Admitted to the Deutsche Karl-Ferdinand-University of Prague in 1901, Kafka began studying chemistry but switched to law after two weeks. Although this field did not excite him, it offered a range of career possibilities which pleased his father.
In addition, law studies required a longer course of study, giving Kafka time to take classes in German studies and art history. Kafka’s father had a profound impact on both Kafka’s life and writing. He was a tyrant of sorts, with a wicked temper and little appreciation for his son’s creative side.
After completing his legal education he was employed with an insurance company, forcing him to relegate writing to his spare time. In 1908, he took a job at the Workers’ Accident Insurance Institute for the Kingdom of Bohemia. Over the near-decade Kafka remained with the company, he was known for his tireless work ethic and became his boss’ right-hand man. He also kept writing, publishing one of his best-known short stories, “The Metamorphosis,” in 1915.
Arthur Conan Doyle – Surgeon
Family tradition would have dictated the pursuit of an artistic career, yet Arthur decided to follow a medical one. This decision was influenced by Dr. Bryan Charles Waller, a young lodger his mother had taken in to make ends meet. Dr. Waller had trained at the University of Edinburgh and that is where Arthur was sent to carry out his medical studies.
The young medical student met a number of future authors who were also attending the university, including James Barrie and Robert Louis Stevenson. However, the man who most impressed and influenced him was without a doubt, one of his teachers, Dr. Joseph Bell. The good doctor was a master at observation, logic, deduction, and diagnosis. All these qualities were later to be found in the persona of the celebrated detective Sherlock Holmes.
Doyle’s first paying job as a doctor took the form of a medical officer’s position aboard the steamship Mayumba, traveling from Liverpool to Africa. After his stint on the Mayumba, Doyle settled in Plymouth, England for a time.

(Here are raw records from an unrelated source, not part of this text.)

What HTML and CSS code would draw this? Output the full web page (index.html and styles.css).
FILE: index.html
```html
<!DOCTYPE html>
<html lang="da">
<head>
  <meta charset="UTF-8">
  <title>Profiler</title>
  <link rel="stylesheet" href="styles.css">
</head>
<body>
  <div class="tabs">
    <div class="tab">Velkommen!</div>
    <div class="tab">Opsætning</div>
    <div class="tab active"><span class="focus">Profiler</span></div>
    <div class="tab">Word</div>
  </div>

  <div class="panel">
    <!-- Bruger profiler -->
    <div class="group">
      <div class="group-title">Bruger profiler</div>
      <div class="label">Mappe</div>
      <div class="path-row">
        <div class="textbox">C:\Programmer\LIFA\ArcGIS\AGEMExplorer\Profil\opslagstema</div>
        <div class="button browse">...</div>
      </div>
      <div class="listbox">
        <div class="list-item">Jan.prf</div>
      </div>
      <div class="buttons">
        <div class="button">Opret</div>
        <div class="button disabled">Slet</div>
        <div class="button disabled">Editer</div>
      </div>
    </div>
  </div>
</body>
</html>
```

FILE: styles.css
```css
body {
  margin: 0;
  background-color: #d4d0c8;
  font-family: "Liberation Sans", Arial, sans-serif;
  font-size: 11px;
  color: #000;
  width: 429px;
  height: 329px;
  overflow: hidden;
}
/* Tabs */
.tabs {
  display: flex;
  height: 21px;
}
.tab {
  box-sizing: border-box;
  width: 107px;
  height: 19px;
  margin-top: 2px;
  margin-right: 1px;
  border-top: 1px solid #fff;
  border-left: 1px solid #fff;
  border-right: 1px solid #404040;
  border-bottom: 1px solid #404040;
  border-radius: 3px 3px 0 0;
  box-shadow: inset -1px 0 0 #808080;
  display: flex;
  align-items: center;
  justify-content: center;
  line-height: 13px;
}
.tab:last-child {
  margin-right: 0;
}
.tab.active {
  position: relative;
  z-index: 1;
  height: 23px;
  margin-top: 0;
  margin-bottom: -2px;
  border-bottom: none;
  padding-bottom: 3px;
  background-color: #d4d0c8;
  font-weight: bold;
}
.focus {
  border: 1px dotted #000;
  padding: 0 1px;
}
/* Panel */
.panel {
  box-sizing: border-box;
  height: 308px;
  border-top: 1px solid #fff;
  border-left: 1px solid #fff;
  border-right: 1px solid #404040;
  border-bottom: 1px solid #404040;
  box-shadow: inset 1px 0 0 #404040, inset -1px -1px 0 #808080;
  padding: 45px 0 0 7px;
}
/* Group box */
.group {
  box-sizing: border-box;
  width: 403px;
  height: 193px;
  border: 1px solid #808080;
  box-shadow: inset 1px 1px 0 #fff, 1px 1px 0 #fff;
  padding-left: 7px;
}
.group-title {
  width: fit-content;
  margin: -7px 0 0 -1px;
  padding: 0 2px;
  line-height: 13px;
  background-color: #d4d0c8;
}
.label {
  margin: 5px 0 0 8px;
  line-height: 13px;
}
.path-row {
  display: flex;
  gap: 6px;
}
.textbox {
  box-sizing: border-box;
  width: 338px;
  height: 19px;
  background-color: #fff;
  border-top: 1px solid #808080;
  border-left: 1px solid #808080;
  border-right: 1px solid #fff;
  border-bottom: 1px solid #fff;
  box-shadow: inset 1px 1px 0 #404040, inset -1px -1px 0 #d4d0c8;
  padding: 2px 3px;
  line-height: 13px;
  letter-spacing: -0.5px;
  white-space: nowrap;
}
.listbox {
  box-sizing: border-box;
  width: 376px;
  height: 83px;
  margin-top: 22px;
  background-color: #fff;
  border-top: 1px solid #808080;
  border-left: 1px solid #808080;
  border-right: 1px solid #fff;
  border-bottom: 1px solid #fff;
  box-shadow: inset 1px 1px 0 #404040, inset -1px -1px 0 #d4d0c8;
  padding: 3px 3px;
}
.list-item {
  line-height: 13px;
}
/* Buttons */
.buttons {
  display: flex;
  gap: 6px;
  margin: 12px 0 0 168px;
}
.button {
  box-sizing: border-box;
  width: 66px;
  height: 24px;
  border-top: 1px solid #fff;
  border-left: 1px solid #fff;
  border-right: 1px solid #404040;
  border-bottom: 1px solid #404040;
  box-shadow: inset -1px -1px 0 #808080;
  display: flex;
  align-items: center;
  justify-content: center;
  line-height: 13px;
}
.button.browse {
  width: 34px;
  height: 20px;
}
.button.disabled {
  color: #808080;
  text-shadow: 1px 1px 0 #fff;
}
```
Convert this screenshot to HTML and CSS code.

When his funds were nearly tapped out, he relocated to Portsmouth and opened his first practice. He spent the next few years struggling to balance his burgeoning medical career with his efforts to gain recognition as an author. Doyle would later give up medicine altogether, in order to devote all of his attention to his writing and his faith.
Doyle would later give up medicine altogether, in order to devote all of his attention to his writing and his faith.
Herman Melville – Customs inspector
Unable to gain a coveted job, Melville instead followed his brother’s suggestion to work as a crew member on a boat. In 1839, he signed on as a cabin boy for a merchant ship called the St. Lawrence, which traveled from New York City to Liverpool, England, and back.
Popular for a string of colorful novels based on his adventures at sea, Melville turned to more serious, complex fiction starting in the late 1840s. As a result, he promptly lost his readership—and his financial stability. Not only did “Moby Dick” (1851) bomb with readers and critics, but the strain of writing it drove Melville to a nervous breakdown in 1856. “Dollars damn me,” Melville wrote to his friend Nathaniel Hawthorne about his struggles to support his family.
In 1866, he finally secured a steady income (about $4 a day) as a deputy customs inspector at the New York docks. He held that post for the next 22 years while continuing to write in the evenings, on weekends and during vacation. Melville died in 1891, largely forgotten by the literary world, but the much-delayed publication of his last novel “Billy Budd” in 1924 helped revive interest in his work.